-------- Stored data

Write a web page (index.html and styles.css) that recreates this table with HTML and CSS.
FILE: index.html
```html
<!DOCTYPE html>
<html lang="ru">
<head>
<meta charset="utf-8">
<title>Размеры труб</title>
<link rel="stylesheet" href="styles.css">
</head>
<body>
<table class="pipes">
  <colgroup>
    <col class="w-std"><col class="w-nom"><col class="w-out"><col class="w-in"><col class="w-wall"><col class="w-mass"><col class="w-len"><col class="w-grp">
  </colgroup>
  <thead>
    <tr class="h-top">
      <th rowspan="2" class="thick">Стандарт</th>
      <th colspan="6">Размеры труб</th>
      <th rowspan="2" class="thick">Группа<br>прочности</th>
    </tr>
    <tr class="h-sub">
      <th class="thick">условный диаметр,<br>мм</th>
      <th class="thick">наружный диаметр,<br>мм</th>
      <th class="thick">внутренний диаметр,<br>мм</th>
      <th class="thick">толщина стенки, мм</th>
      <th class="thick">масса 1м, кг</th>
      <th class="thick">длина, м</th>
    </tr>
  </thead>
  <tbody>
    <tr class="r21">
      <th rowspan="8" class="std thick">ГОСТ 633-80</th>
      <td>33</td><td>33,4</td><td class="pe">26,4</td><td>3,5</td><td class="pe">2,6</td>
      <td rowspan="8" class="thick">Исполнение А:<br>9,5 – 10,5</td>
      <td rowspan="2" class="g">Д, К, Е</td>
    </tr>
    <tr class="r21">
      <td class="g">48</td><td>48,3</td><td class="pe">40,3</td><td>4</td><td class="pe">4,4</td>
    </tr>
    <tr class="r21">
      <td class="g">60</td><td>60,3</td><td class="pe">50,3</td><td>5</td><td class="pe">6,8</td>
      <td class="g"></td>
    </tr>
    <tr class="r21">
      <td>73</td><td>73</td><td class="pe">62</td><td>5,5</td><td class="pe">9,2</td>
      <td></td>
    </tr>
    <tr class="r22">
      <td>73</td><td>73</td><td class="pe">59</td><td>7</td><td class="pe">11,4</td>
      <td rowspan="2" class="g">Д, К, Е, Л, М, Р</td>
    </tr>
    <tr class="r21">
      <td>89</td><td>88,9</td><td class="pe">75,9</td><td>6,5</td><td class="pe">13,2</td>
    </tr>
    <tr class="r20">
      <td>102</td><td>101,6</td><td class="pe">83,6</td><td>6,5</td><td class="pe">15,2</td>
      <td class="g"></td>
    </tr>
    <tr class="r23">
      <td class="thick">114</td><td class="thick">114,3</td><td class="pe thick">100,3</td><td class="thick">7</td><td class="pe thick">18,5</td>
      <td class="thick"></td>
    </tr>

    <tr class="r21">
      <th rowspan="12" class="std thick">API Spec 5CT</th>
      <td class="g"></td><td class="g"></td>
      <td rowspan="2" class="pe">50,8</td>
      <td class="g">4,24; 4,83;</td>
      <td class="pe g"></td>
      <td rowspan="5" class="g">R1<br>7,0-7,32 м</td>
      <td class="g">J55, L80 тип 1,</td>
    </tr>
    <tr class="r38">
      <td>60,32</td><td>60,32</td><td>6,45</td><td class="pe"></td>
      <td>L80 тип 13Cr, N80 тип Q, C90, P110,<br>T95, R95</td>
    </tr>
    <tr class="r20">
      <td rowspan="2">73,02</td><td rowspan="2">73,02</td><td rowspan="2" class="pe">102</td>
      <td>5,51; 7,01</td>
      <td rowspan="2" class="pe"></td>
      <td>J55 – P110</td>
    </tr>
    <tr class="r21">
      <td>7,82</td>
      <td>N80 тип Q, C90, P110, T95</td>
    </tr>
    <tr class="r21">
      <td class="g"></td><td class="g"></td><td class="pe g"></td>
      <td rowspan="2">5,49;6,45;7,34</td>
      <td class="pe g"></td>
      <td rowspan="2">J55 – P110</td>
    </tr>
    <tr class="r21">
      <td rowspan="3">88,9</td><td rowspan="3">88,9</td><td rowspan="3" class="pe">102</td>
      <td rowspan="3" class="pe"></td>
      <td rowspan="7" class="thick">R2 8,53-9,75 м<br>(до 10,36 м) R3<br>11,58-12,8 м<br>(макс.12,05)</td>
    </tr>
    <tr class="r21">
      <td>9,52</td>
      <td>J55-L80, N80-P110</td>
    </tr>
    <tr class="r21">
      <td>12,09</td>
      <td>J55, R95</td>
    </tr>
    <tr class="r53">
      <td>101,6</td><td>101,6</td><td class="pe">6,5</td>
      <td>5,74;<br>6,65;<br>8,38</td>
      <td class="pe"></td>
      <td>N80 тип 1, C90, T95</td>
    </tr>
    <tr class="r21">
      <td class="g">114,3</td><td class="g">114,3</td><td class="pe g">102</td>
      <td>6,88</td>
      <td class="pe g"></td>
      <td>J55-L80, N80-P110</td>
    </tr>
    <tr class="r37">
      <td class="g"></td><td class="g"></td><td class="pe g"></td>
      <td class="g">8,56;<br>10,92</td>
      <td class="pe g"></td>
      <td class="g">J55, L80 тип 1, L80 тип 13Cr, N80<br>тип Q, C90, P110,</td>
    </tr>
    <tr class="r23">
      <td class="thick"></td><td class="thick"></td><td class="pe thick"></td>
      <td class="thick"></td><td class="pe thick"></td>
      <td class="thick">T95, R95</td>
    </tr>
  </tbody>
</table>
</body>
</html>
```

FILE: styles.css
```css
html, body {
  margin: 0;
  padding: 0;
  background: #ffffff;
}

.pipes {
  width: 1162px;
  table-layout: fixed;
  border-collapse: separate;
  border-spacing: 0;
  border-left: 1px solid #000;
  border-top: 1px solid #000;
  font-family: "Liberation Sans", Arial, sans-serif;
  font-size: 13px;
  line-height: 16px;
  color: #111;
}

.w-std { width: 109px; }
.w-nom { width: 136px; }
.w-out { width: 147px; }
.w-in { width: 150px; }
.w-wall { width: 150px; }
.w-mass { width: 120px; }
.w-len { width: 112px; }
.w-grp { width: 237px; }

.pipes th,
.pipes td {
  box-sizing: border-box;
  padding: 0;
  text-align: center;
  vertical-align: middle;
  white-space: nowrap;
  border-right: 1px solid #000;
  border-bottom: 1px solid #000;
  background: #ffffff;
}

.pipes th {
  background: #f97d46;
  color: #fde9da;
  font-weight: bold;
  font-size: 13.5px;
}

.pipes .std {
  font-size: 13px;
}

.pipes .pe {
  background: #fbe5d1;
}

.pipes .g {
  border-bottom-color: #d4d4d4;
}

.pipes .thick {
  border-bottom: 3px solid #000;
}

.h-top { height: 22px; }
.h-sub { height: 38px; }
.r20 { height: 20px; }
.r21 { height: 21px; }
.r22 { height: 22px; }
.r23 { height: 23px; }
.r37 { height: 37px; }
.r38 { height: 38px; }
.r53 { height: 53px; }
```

----------------

**Aim of the exercise**
Repeat the material above in full, quoting it exactly.

**Result of this task**
Write a web page (index.html and styles.css) that recreates this table with HTML and CSS.
FILE: index.html
```html
<!DOCTYPE html>
<html lang="ru">
<head>
<meta charset="utf-8">
<title>Размеры труб</title>
<link rel="stylesheet" href="styles.css">
</head>
<body>
<table class="pipes">
  <colgroup>
    <col class="w-std"><col class="w-nom"><col class="w-out"><col class="w-in"><col class="w-wall"><col class="w-mass"><col class="w-len"><col class="w-grp">
  </colgroup>
  <thead>
    <tr class="h-top">
      <th rowspan="2" class="thick">Стандарт</th>
      <th colspan="6">Размеры труб</th>
      <th rowspan="2" class="thick">Группа<br>прочности</th>
    </tr>
    <tr class="h-sub">
      <th class="thick">условный диаметр,<br>мм</th>
      <th class="thick">наружный диаметр,<br>мм</th>
      <th class="thick">внутренний диаметр,<br>мм</th>
      <th class="thick">толщина стенки, мм</th>
      <th class="thick">масса 1м, кг</th>
      <th class="thick">длина, м</th>
    </tr>
  </thead>
  <tbody>
    <tr class="r21">
      <th rowspan="8" class="std thick">ГОСТ 633-80</th>
      <td>33</td><td>33,4</td><td class="pe">26,4</td><td>3,5</td><td class="pe">2,6</td>
      <td rowspan="8" class="thick">Исполнение А:<br>9,5 – 10,5</td>
      <td rowspan="2" class="g">Д, К, Е</td>
    </tr>
    <tr class="r21">
      <td class="g">48</td><td>48,3</td><td class="pe">40,3</td><td>4</td><td class="pe">4,4</td>
    </tr>
    <tr class="r21">
      <td class="g">60</td><td>60,3</td><td class="pe">50,3</td><td>5</td><td class="pe">6,8</td>
      <td class="g"></td>
    </tr>
    <tr class="r21">
      <td>73</td><td>73</td><td class="pe">62</td><td>5,5</td><td class="pe">9,2</td>
      <td></td>
    </tr>
    <tr class="r22">
      <td>73</td><td>73</td><td class="pe">59</td><td>7</td><td class="pe">11,4</td>
      <td rowspan="2" class="g">Д, К, Е, Л, М, Р</td>
    </tr>
    <tr class="r21">
      <td>89</td><td>88,9</td><td class="pe">75,9</td><td>6,5</td><td class="pe">13,2</td>
    </tr>
    <tr class="r20">
      <td>102</td><td>101,6</td><td class="pe">83,6</td><td>6,5</td><td class="pe">15,2</td>
      <td class="g"></td>
    </tr>
    <tr class="r23">
      <td class="thick">114</td><td class="thick">114,3</td><td class="pe thick">100,3</td><td class="thick">7</td><td class="pe thick">18,5</td>
      <td class="thick"></td>
    </tr>

    <tr class="r21">
      <th rowspan="12" class="std thick">API Spec 5CT</th>
      <td class="g"></td><td class="g"></td>
      <td rowspan="2" class="pe">50,8</td>
      <td class="g">4,24; 4,83;</td>
      <td class="pe g"></td>
      <td rowspan="5" class="g">R1<br>7,0-7,32 м</td>
      <td class="g">J55, L80 тип 1,</td>
    </tr>
    <tr class="r38">
      <td>60,32</td><td>60,32</td><td>6,45</td><td class="pe"></td>
      <td>L80 тип 13Cr, N80 тип Q, C90, P110,<br>T95, R95</td>
    </tr>
    <tr class="r20">
      <td rowspan="2">73,02</td><td rowspan="2">73,02</td><td rowspan="2" class="pe">102</td>
      <td>5,51; 7,01</td>
      <td rowspan="2" class="pe"></td>
      <td>J55 – P110</td>
    </tr>
    <tr class="r21">
      <td>7,82</td>
      <td>N80 тип Q, C90, P110, T95</td>
    </tr>
    <tr class="r21">
      <td class="g"></td><td class="g"></td><td class="pe g"></td>
      <td rowspan="2">5,49;6,45;7,34</td>
      <td class="pe g"></td>
      <td rowspan="2">J55 – P110</td>
    </tr>
    <tr class="r21">
      <td rowspan="3">88,9</td><td rowspan="3">88,9</td><td rowspan="3" class="pe">102</td>
      <td rowspan="3" class="pe"></td>
      <td rowspan="7" class="thick">R2 8,53-9,75 м<br>(до 10,36 м) R3<br>11,58-12,8 м<br>(макс.12,05)</td>
    </tr>
    <tr class="r21">
      <td>9,52</td>
      <td>J55-L80, N80-P110</td>
    </tr>
    <tr class="r21">
      <td>12,09</td>
      <td>J55, R95</td>
    </tr>
    <tr class="r53">
      <td>101,6</td><td>101,6</td><td class="pe">6,5</td>
      <td>5,74;<br>6,65;<br>8,38</td>
      <td class="pe"></td>
      <td>N80 тип 1, C90, T95</td>
    </tr>
    <tr class="r21">
      <td class="g">114,3</td><td class="g">114,3</td><td class="pe g">102</td>
      <td>6,88</td>
      <td class="pe g"></td>
      <td>J55-L80, N80-P110</td>
    </tr>
    <tr class="r37">
      <td class="g"></td><td class="g"></td><td class="pe g"></td>
      <td class="g">8,56;<br>10,92</td>
      <td class="pe g"></td>
      <td class="g">J55, L80 тип 1, L80 тип 13Cr, N80<br>тип Q, C90, P110,</td>
    </tr>
    <tr class="r23">
      <td class="thick"></td><td class="thick"></td><td class="pe thick"></td>
      <td class="thick"></td><td class="pe thick"></td>
      <td class="thick">T95, R95</td>
    </tr>
  </tbody>
</table>
</body>
</html>
```

FILE: styles.css
```css
html, body {
  margin: 0;
  padding: 0;
  background: #ffffff;
}

.pipes {
  width: 1162px;
  table-layout: fixed;
  border-collapse: separate;
  border-spacing: 0;
  border-left: 1px solid #000;
  border-top: 1px solid #000;
  font-family: "Liberation Sans", Arial, sans-serif;
  font-size: 13px;
  line-height: 16px;
  color: #111;
}

.w-std { width: 109px; }
.w-nom { width: 136px; }
.w-out { width: 147px; }
.w-in { width: 150px; }
.w-wall { width: 150px; }
.w-mass { width: 120px; }
.w-len { width: 112px; }
.w-grp { width: 237px; }

.pipes th,
.pipes td {
  box-sizing: border-box;
  padding: 0;
  text-align: center;
  vertical-align: middle;
  white-space: nowrap;
  border-right: 1px solid #000;
  border-bottom: 1px solid #000;
  background: #ffffff;
}

.pipes th {
  background: #f97d46;
  color: #fde9da;
  font-weight: bold;
  font-size: 13.5px;
}

.pipes .std {
  font-size: 13px;
}

.pipes .pe {
  background: #fbe5d1;
}

.pipes .g {
  border-bottom-color: #d4d4d4;
}

.pipes .thick {
  border-bottom: 3px solid #000;
}

.h-top { height: 22px; }
.h-sub { height: 38px; }
.r20 { height: 20px; }
.r21 { height: 21px; }
.r22 { height: 22px; }
.r23 { height: 23px; }
.r37 { height: 37px; }
.r38 { height: 38px; }
.r53 { height: 53px; }
```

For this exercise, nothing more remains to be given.